(HealthDay News) — Boxed warnings are common on recent drug approvals, and many occur years after approval, according to a research letter published online August 15 in JAMA Internal Medicine.

Christine M. Cheng, PharmD, from First Databank Inc. in San Francisco, and colleagues determined the frequency of premarket and postmarket boxed warnings and safety-related withdrawals for novel therapeutics approved from 1996–2012. Patterns were examined based on drug type and approval year.

The researchers identified 522 novel therapeutics approved during the study period, of which 441 were pharmacological and 81 biological products. Of these, 180 had ever received a boxed warning (136 pharmacological and 44 biological products). There were 89 postmarket warnings in total and 11 withdrawals, 81 of which occurred after 2004. Premarket warnings were more common among biological (31%) than pharmacological (22%; odds ratio, 2.0) products. Drugs approved after 2004 vs. before 2004 were more likely to have premarket warnings (36 vs. 18%; odds ratio, 2.4).

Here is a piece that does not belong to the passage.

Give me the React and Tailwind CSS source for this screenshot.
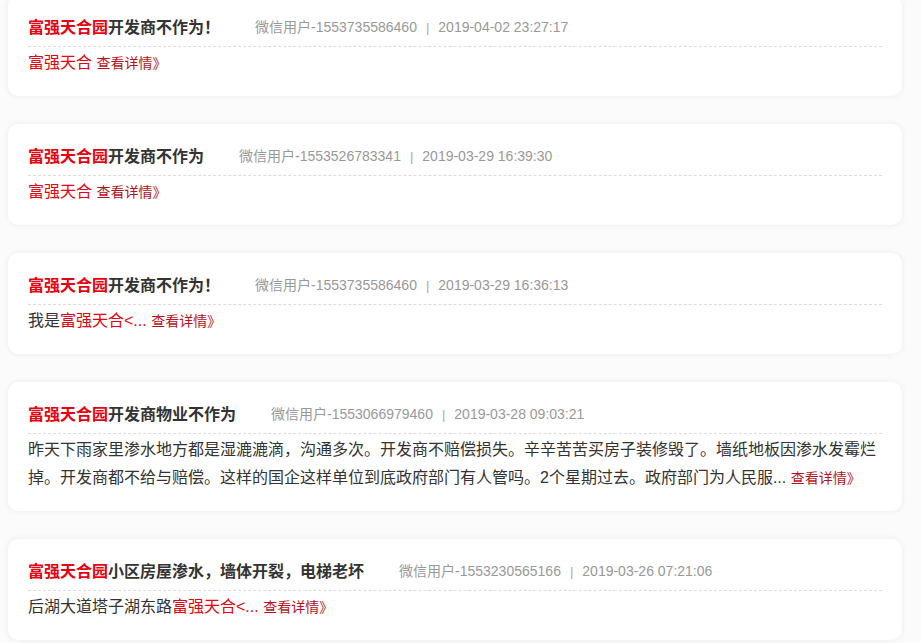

The median time from approval to first boxed warning or withdrawal was 4.2 years, and was shorter for drugs with premarket warnings vs. those without (2.3 vs. 4.9 years; P<0.001).

“Clinicians should be aware of the prevalence and growing numbers of boxed warnings and the importance of continued adverse event reporting for identifying new safety concerns,” the authors write.

One author is employed by First Databank, a commercial drug knowledge vendor.